Provided material:
******************************
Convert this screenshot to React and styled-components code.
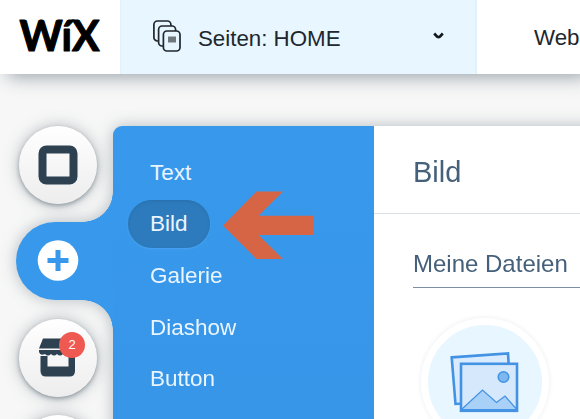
import styled, { createGlobalStyle } from 'styled-components';

const menuItems = ['Text', 'Bild', 'Galerie', 'Diashow', 'Button'];

const App = () => {
  return (
    <Page>
      <GlobalStyle />
      <TopBar>
        <LogoBox>
          <WixLogo />
        </LogoBox>
        <PagesMenu>
          <PagesIcon />
          <PagesLabel>Seiten: HOME</PagesLabel>
          <Chevron />
        </PagesMenu>
        <TopLink>Web</TopLink>
      </TopBar>
      <Workspace>
        <Rail>
          <RoundButton>
            <BackgroundIcon />
          </RoundButton>
          <AddTab>
            <PlusIcon />
          </AddTab>
          <RoundButton>
            <StoreIcon />
            <Badge>2</Badge>
          </RoundButton>
          <RoundButton />
        </Rail>
        <Panel>
          <Menu>
            {menuItems.map((item) => (
              <MenuRow key={item}>
                <MenuItem $active={item === 'Bild'}>{item}</MenuItem>
                {item === 'Bild' && <Arrow />}
              </MenuRow>
            ))}
          </Menu>
          <Content>
            <ContentHeader>Bild</ContentHeader>
            <Section>
              <SectionTitle>Meine Dateien</SectionTitle>
              <Picture>
                <PicturesIcon />
              </Picture>
            </Section>
          </Content>
        </Panel>
      </Workspace>
    </Page>
  );
};

export default App;

const WixLogo = () => (
  <svg width="92" height="60" viewBox="0 0 92 60" fontFamily="Lato, sans-serif" fontWeight="700" fontSize="42" stroke="#000" strokeWidth="1.2" strokeLinejoin="round">
    <text x="4.5" y="42.5" textLength="80" lengthAdjust="spacingAndGlyphs">WíX</text>
  </svg>
);

const PagesIcon = () => (
  <svg width="28" height="32" viewBox="0 0 28 32" fill="#e8f6ff" stroke="#20272d" strokeWidth="1.7">
    <rect x="0.9" y="1" width="17" height="20" rx="3.5" />
    <rect x="5.6" y="6" width="17" height="20" rx="3.5" />
    <rect x="10.4" y="11" width="16.6" height="20" rx="3.5" />
    <rect x="15" y="16.5" width="8" height="6" fill="#70787e" stroke="none" />
  </svg>
);

const Chevron = () => (
  <svg width="11" height="8" viewBox="0 0 11 8" fill="none" stroke="#11171c" strokeWidth="2.6">
    <path d="M1.2 1.5L4.2 4.7Q5.5 5.7 6.8 4.7L9.8 1.5" />
  </svg>
);

const BackgroundIcon = () => (
  <svg width="40" height="40" viewBox="0 0 40 40">
    <rect x="4.5" y="4.5" width="31" height="31" rx="4" fill="none" stroke="#2d4150" strokeWidth="8" />
  </svg>
);

const PlusIcon = () => (
  <svg width="42" height="42" viewBox="0 0 42 42">
    <circle cx="21" cy="20.5" r="20.3" fill="#fff" />
    <path d="M21 10V31M10.5 20.5H31.5" stroke="#3899ec" strokeWidth="5" />
  </svg>
);

const StoreIcon = () => (
  <svg width="38" height="40" viewBox="0 0 38 40" fill="#2d4150">
    <path d="M4 0.5H32L36 10.5H0Z" />
    <path d="M0 12H36V14Q33 18 30 16Q27 19 24 16Q21 19 18 16Q15 19 12 16Q9 19 6 16Q1 18 0 14Z" />
    <path d="M1.5 18H8.5V28.5H29.5V18H36V33Q36 38.5 30.5 38.5H7Q1.5 38.5 1.5 33Z" />
  </svg>
);

const Arrow = () => (
  <ArrowSvg width="91" height="68" viewBox="0 0 91 68" fill="#d66545">
    <path d="M0 34.5L33.5 0.5H60L35.5 24.8H90.5V44H35.5L60 68H33.5Z" />
  </ArrowSvg>
);

const PicturesIcon = () => (
  <svg width="70" height="62" viewBox="0 0 70 62" stroke="#4392e3" strokeWidth="2.6">
    <path d="M1.7 6.4L58 2.4L61 50L5.5 53Z" fill="#d9ecff" />
    <rect x="11" y="12.8" width="56" height="47" fill="#d6e9fc" />
    <path d="M12 58L32.5 39L46.5 51.5L55 45L66 57.5V58.6H12Z" fill="#a9d0f7" strokeWidth="1.2" />
    <circle cx="53.5" cy="26" r="5.3" fill="#7db7f0" strokeWidth="1.5" />
  </svg>
);

const GlobalStyle = createGlobalStyle`
  body {
    margin: 0;
    overflow: hidden;
    font-family: 'Liberation Sans', Arial, sans-serif;
  }
  * {
    box-sizing: border-box;
  }
  svg {
    display: block;
    flex-shrink: 0;
  }
`;

const Page = styled.div`
  width: 580px;
  height: 419px;
  overflow: hidden;
  background: #f7f7f7;
`;

const TopBar = styled.header`
  position: relative;
  display: flex;
  height: 74px;
  background: #fff;
  box-shadow: 8px 2px 18px rgba(22, 45, 61, 0.45);
  font-size: 22.3px;
  color: #20272d;
`;

const LogoBox = styled.div`
  width: 120px;
  flex-shrink: 0;
  padding: 8px 0 0 15px;
`;

const PagesMenu = styled.div`
  display: flex;
  align-items: center;
  width: 357px;
  flex-shrink: 0;
  padding: 0 31px 2px 32px;
  background: #e8f6ff;
  border: solid #e3eff9;
  border-width: 0 2px 0 1px;
`;

const PagesLabel = styled.span`
  flex: 1;
  padding: 5px 0 0 17px;
  white-space: nowrap;
`;

const TopLink = styled.div`
  padding: 25px 0 0 57px;
  line-height: 26px;
`;

/* one shadow follows the outline of the tab and the panel together */
const Workspace = styled.main`
  display: flex;
  width: 640px;
  height: 400px;
  padding-top: 52px;
  filter: drop-shadow(0 0 8px rgba(22, 45, 61, 0.3));
`;

const Rail = styled.nav`
  display: flex;
  flex-direction: column;
  width: 113px;
  flex-shrink: 0;
`;

const RoundButton = styled.div`
  position: relative;
  display: flex;
  align-items: center;
  justify-content: center;
  width: 78px;
  height: 78px;
  flex-shrink: 0;
  margin: 0 0 18px 19px;
  border-radius: 50%;
  background: linear-gradient(#fff, #ededee);
  box-shadow: 0 2px 4px rgba(22, 45, 61, 0.35);
`;

const AddTab = styled.div`
  position: relative;
  display: flex;
  align-items: center;
  height: 78px;
  flex-shrink: 0;
  margin: 0 0 19px 16px;
  padding-left: 21px;
  border-radius: 39px 0 0 39px;
  background: #3899ec;

  &::before,
  &::after {
    content: '';
    position: absolute;
    right: 0;
    width: 30px;
    height: 30px;
  }
  &::before {
    bottom: 100%;
    background: radial-gradient(circle at 0 0, transparent 29.5px, #3899ec 30px);
  }
  &::after {
    top: 100%;
    background: radial-gradient(circle at 0 100%, transparent 29.5px, #3899ec 30px);
  }
`;

const Badge = styled.span`
  position: absolute;
  top: 13px;
  right: 12px;
  width: 26px;
  height: 26px;
  border-radius: 50%;
  background: #ee5951;
  color: #fff;
  font-size: 13px;
  line-height: 26px;
  text-align: center;
`;

const Panel = styled.section`
  display: flex;
  flex: 1;
  height: 340px;
  border-radius: 9px 0 0 0;
  overflow: hidden;
`;

const Menu = styled.div`
  width: 261px;
  flex-shrink: 0;
  padding: 21px 0 0 15px;
  background: linear-gradient(#3899ec, #3795e7);
`;

const MenuRow = styled.div`
  display: flex;
  align-items: center;
  height: 51.6px;
`;

const MenuItem = styled.div`
  height: 48px;
  padding: 0 22px;
  border-radius: 24px;
  line-height: 48px;
  font-size: 22.5px;
  color: #eaf5ff;
  background: ${(props) => (props.$active ? '#2d7bbc' : 'transparent')};
  box-shadow: ${(props) =>
    props.$active ? 'inset 0 1px 3px #296fac, 0 1px 2px #4aa5f3' : 'none'};
`;

const ArrowSvg = styled.svg`
  margin: 2px 0 0 13px;
`;

const Content = styled.div`
  flex: 1;
  background: #fff;
  color: #45607a;
`;

const ContentHeader = styled.h2`
  height: 88px;
  margin: 0;
  padding: 0 0 0 39px;
  border-bottom: 1px solid #d9e1e8;
  font-size: 29px;
  font-weight: 400;
  line-height: 92px;
`;

const Section = styled.div`
  padding: 33px 0 0 39px;
`;

const SectionTitle = styled.h3`
  height: 41px;
  margin: 0 0 30px;
  border-bottom: 1px solid #7d8fa3;
  font-size: 24px;
  font-weight: 400;
  line-height: 34px;
`;

const Picture = styled.div`
  display: flex;
  align-items: center;
  justify-content: center;
  width: 128px;
  height: 128px;
  margin-left: 8px;
  border: 7px solid #fff;
  border-radius: 50%;
  background: #e8f6ff;
  box-shadow: 0 0 5px rgba(22, 45, 61, 0.09);
`;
******************************
Stated problem: Leave the pictures out and reproduce exactly the lines from the top of the listing above through the line with "['Text', 'Bild', 'Galerie', 'Diashow', 'Button'];".

Written answer:
Convert this screenshot to React and styled-components code.
import styled, { createGlobalStyle } from 'styled-components';

const menuItems = ['Text', 'Bild', 'Galerie', 'Diashow', 'Button'];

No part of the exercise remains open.